I enjoyed Jevan’s studio and again he was very generous with his sketchbooks and prep work. We had a chat about our various projects and his upcoming show at the Drawing school in London. We discussed the advantages and disadvantages of a diverse practice which I have been thinking about since. Jevan was concerned about the way the residency had diversified his work in a way and made it difficult to focus. I liked that about his work though, the way it covered drawing, science, photo-grams, computer work and sculpture and so on, just in this show. But, thinking about it, and doing some writing about the diversity of my own work I am more troubled. At least Jevan can think about his own work as an entity he might want to get back to but I am not sure what my work would be like any more if I was left to my own devises. My work over the past year has covered an enormous amount of ground in a wide range of media, some because of teaching, some as my ‘own work’, some in between, some because of the PhD. Trying to write down what the common threads are is very difficult, apart from me, ‘all made by the one hand’ as someone said of my NUCA show.

Perhaps that’s a warning. Keep making extremely diverse work and forget what it is like not to? Along the way I can remember things that have seemed to make it OK to have a diverse work pattern. I remember seeing a show of Braque at the RA years ago and thinking that here was a chap untroubled by the idea of making his ‘typical’ work.
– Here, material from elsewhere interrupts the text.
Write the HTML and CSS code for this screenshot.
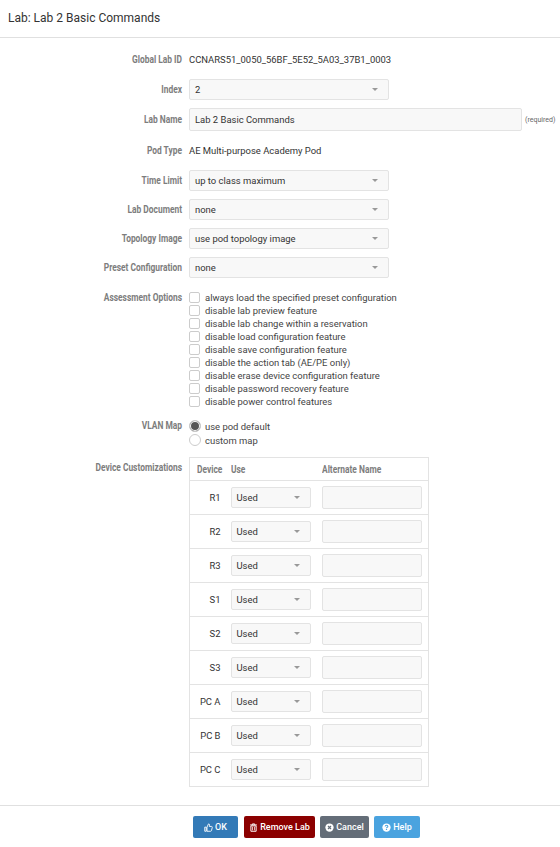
FILE: index.html
```html
<!DOCTYPE html>
<html lang="en">
<head>
    <meta charset="UTF-8">
    <title>Lab: Lab 2 Basic Commands</title>
    <link rel="stylesheet" href="styles.css">
</head>
<body>
    <header class="dialog-title">Lab: Lab 2 Basic Commands</header>

    <form class="lab-form">
        <div class="row row-id">
            <label class="row-label">Global Lab ID</label>
            <span class="value">CCNARS51_0050_56BF_5E52_5A03_37B1_0003</span>
        </div>
        <div class="row row-index">
            <label class="row-label">Index</label>
            <div class="select"><span>2</span><i class="caret"></i></div>
        </div>
        <div class="row row-name">
            <label class="row-label">Lab Name</label>
            <div class="text-input">Lab 2 Basic Commands</div>
            <span class="hint">(required)</span>
        </div>
        <div class="row row-pod">
            <label class="row-label">Pod Type</label>
            <span class="value">AE Multi-purpose Academy Pod</span>
        </div>
        <div class="row row-time">
            <label class="row-label">Time Limit</label>
            <div class="select"><span>up to class maximum</span><i class="caret"></i></div>
        </div>
        <div class="row">
            <label class="row-label">Lab Document</label>
            <div class="select"><span>none</span><i class="caret"></i></div>
        </div>
        <div class="row">
            <label class="row-label">Topology Image</label>
            <div class="select"><span>use pod topology image</span><i class="caret"></i></div>
        </div>
        <div class="row row-preset">
            <label class="row-label">Preset Configuration</label>
            <div class="select"><span>none</span><i class="caret"></i></div>
        </div>

        <div class="row row-top row-options">
            <label class="row-label">Assessment Options</label>
            <div class="checks">
                <div class="check"><i class="box"></i>always load the specified preset configuration</div>
                <div class="check"><i class="box"></i>disable lab preview feature</div>
                <div class="check"><i class="box"></i>disable lab change within a reservation</div>
                <div class="check"><i class="box"></i>disable load configuration feature</div>
                <div class="check"><i class="box"></i>disable save configuration feature</div>
                <div class="check"><i class="box"></i>disable the action tab (AE/PE only)</div>
                <div class="check"><i class="box"></i>disable erase device configuration feature</div>
                <div class="check"><i class="box"></i>disable password recovery feature</div>
                <div class="check"><i class="box"></i>disable power control features</div>
            </div>
        </div>

        <div class="row row-top row-vlan">
            <label class="row-label">VLAN Map</label>
            <div class="radios">
                <div class="radio-row"><i class="radio on"></i>use pod default</div>
                <div class="radio-row"><i class="radio"></i>custom map</div>
            </div>
        </div>

        <div class="row row-top">
            <label class="row-label label-table">Device Customizations</label>
            <table class="devices">
                <thead>
                    <tr>
                        <th class="col-device"><span>Device</span></th>
                        <th class="col-use"><span>Use</span></th>
                        <th class="col-alt"><span>Alternate Name</span></th>
                    </tr>
                </thead>
                <tbody>
                    <tr><td class="col-device">R1</td><td><div class="select select-small"><span>Used</span><i class="caret"></i></div></td><td><div class="name-input"></div></td></tr>
                    <tr><td class="col-device">R2</td><td><div class="select select-small"><span>Used</span><i class="caret"></i></div></td><td><div class="name-input"></div></td></tr>
                    <tr><td class="col-device">R3</td><td><div class="select select-small"><span>Used</span><i class="caret"></i></div></td><td><div class="name-input"></div></td></tr>
                    <tr><td class="col-device">S1</td><td><div class="select select-small"><span>Used</span><i class="caret"></i></div></td><td><div class="name-input"></div></td></tr>
                    <tr><td class="col-device">S2</td><td><div class="select select-small"><span>Used</span><i class="caret"></i></div></td><td><div class="name-input"></div></td></tr>
                    <tr><td class="col-device">S3</td><td><div class="select select-small"><span>Used</span><i class="caret"></i></div></td><td><div class="name-input"></div></td></tr>
                    <tr><td class="col-device">PC A</td><td><div class="select select-small"><span>Used</span><i class="caret"></i></div></td><td><div class="name-input"></div></td></tr>
                    <tr><td class="col-device">PC B</td><td><div class="select select-small"><span>Used</span><i class="caret"></i></div></td><td><div class="name-input"></div></td></tr>
                    <tr><td class="col-device">PC C</td><td><div class="select select-small"><span>Used</span><i class="caret"></i></div></td><td><div class="name-input"></div></td></tr>
                </tbody>
            </table>
        </div>
    </form>

    <footer class="actions">
        <button type="button" class="btn btn-ok">
            <svg class="icon" viewBox="0 0 12 12"><path d="M1 5.500h2V11H1zM4 5.500 6 1.200c1 0 1.600.7 1.400 1.800L7 4.600h3c.8 0 1.200.6 1 1.300l-1 4.200c-.2.6-.6.9-1.200.9H4z" fill="none" stroke="currentColor" stroke-width="1.200"/></svg>OK
        </button>
        <button type="button" class="btn btn-remove">
            <svg class="icon" viewBox="0 0 12 12"><path d="M1.500 2.500h9M4.500 2.500V1.200h3v1.300" fill="none" stroke="currentColor" stroke-width="1.200"/><path d="M2.500 3.800h7V11h-7z" fill="none" stroke="currentColor" stroke-width="1.300"/><path d="M4.700 5v4.800M7.300 5v4.800" stroke="currentColor"/></svg>Remove Lab
        </button>
        <button type="button" class="btn btn-cancel">
            <svg class="icon" viewBox="0 0 12 12"><circle cx="6" cy="6" r="5.500" fill="currentColor"/><path d="M4 4l4 4M8 4l-4 4" stroke="#646d78" stroke-width="1.600"/></svg>Cancel
        </button>
        <button type="button" class="btn btn-help">
            <svg class="icon" viewBox="0 0 12 12"><circle cx="6" cy="6" r="5.500" fill="currentColor"/><path d="M4.200 4.700C4.300 3.600 5 3 6 3s1.800.6 1.800 1.500C7.800 5.700 6 5.600 6 7" fill="none" stroke="#4aa3df" stroke-width="1.400"/><path d="M5.200 7.900h1.600v1.400H5.200z" fill="#4aa3df"/></svg>Help
        </button>
    </footer>
</body>
</html>
```

FILE: styles.css
```css
html, body {
    margin: 0;
    padding: 0;
    background: #fff;
    color: #333;
    font-family: Roboto, 'Liberation Sans', sans-serif;
    font-size: 9.450px;
}

.dialog-title {
    height: 37px;
    line-height: 36px;
    padding-left: 8px;
    font-size: 12px;
    color: #333;
    border-bottom: 1px solid #e0e0e0;
}

.lab-form {
    padding-top: 11px;
    height: 756px;
    box-sizing: border-box;
}

.row {
    display: flex;
    align-items: center;
    height: 21px;
    margin-bottom: 8px;
}

.row-top {
    align-items: flex-start;
    height: auto;
}

.row-id { margin-bottom: 9px; }
.row-name { height: 23px; margin-bottom: 9px; }
.row-pod { height: 20px; margin-bottom: 10px; }
.row-preset { margin-bottom: 13px; }
.row-options { margin-bottom: 11px; }
.row-vlan { margin-bottom: 10px; }

/* no condensed bold installed, squeeze Roboto to the same width */
.row-label {
    width: 182px;
    flex-shrink: 0;
    margin-right: 7px;
    text-align: right;
    font-weight: bold;
    font-size: 10.500px;
    color: #7d7d7d;
    transform: scaleX(0.8);
    transform-origin: right center;
}

.label-table { padding-top: 4px; }

.select {
    display: flex;
    align-items: center;
    justify-content: space-between;
    box-sizing: border-box;
    width: 200px;
    height: 21px;
    padding: 0 10px 0 5px;
    background: #f8f8f8;
    border: 1px solid #e3e3e3;
    border-radius: 2px;
}

.select-small { width: 80px; }

.caret {
    width: 0;
    height: 0;
    border-left: 3.500px solid transparent;
    border-right: 3.500px solid transparent;
    border-top: 3.500px solid #999;
}

.text-input {
    box-sizing: border-box;
    width: 333px;
    height: 23px;
    line-height: 21px;
    padding-left: 5px;
    background: #f8f8f8;
    border: 1px solid #e3e3e3;
    border-radius: 2px;
}

.hint {
    margin-left: 3px;
    font-size: 7px;
    color: #666;
}

.check {
    display: flex;
    align-items: center;
    height: 13px;
    color: #444;
}

.box {
    box-sizing: border-box;
    width: 11px;
    height: 11px;
    margin-right: 5px;
    background: #fff;
    border: 1px solid #ccc;
    border-radius: 2px;
}

.radio-row {
    display: flex;
    align-items: center;
    height: 14px;
    color: #444;
}

.radio {
    box-sizing: border-box;
    width: 12px;
    height: 12px;
    margin-right: 4px;
    background: #fff;
    border: 1px solid #ccc;
    border-radius: 50%;
}

.radio.on {
    background: #555;
    box-shadow: inset 0 0 0 1px #fff;
}

.devices {
    width: 240px;
    border-collapse: collapse;
    border: 1px solid #e3e3e3;
    table-layout: fixed;
}

.devices th {
    box-sizing: border-box;
    height: 23px;
    padding: 0;
    text-align: left;
    font-size: 10.500px;
    color: #7d7d7d;
}

.devices th span {
    display: inline-block;
    transform: scaleX(0.8);
    transform-origin: left center;
}

.devices td {
    box-sizing: border-box;
    height: 34px;
    padding: 0;
    border-top: 1px solid #e3e3e3;
}

.devices th.col-device { width: 41px; padding-left: 7px; }
.devices th.col-use { width: 91px; }
.devices td.col-device { text-align: right; padding-right: 10px; }

.name-input {
    box-sizing: border-box;
    width: 100px;
    height: 23px;
    background: #f8f8f8;
    border: 1px solid #e3e3e3;
    border-radius: 2px;
}

.actions {
    display: flex;
    padding: 10px 0 0 193px;
    border-top: 1px solid #e0e0e0;
    margin-top: 11px;
}

.btn {
    display: flex;
    align-items: center;
    justify-content: center;
    gap: 2px;
    height: 22px;
    padding: 0;
    margin-right: 5px;
    border: none;
    border-radius: 2px;
    color: #fff;
    font-family: Roboto, sans-serif;
    font-weight: 500;
    font-size: 9px;
}

.icon { width: 9px; height: 9px; }

.btn-ok { width: 45px; background: #337ab7; margin-right: 6px; }
.btn-remove { width: 71px; background: #8b0000; }
.btn-cancel { width: 49px; background: #646d78; }
.btn-help { width: 46px; background: #4aa3df; }
```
I wonder how much of an artist’s style comes about post-mortem. Is it the modern manner to have a range of work or styles to suit every occasion? I have been thinking about this and attempting the beginning of a Catalogue of My Own Styles or A Personal Art History.

Jevan emailed back:

Thanks Paul great blog and thanks for turning out I really appreciate it. It’s my last week in London this week and we had the thrill of meeting HRH The Prince of Wales at a reception in Winsor Castle on Monday eve and I sold two drawings there, so that’s fab! I will email again in response to your blog on the issue of ‘diversification’ the story of are times but I feel on reflection, as you reassured, genre variation to a healthy degree is lively & good but I do feel there is a depth of substance compromised that a dedication to a single discipline gives…..will keep thinking!!

Jev


Half term week so planning a day in the print studio tomorrow. I worked on a plate this afternoon, a plate that has been hanging around since last summer. I made up a big plate that was beyond my technical capabilities and inclination which, as I tend to do, I kept for ‘best’. Which means I will leave it in my will. But, you can’t do that so I used it to make a drawing of shoes outside on the terrace this afternoon. Why shoes? Well, it’s something of a school art room cliche for one. It’s a reference to Van Gogh though somewhat ironic as these shoes are leisure shoes, sports shoes, indeed. They are sitting on a cycling and an art magazine. The idea is that it is part of this set of ‘still life’ drawings of things things that are lying around me in some way. Allegorical personal images in that tradition. I shall dip it tomorrow and print the drawing I made last week of bits and pieces on the table.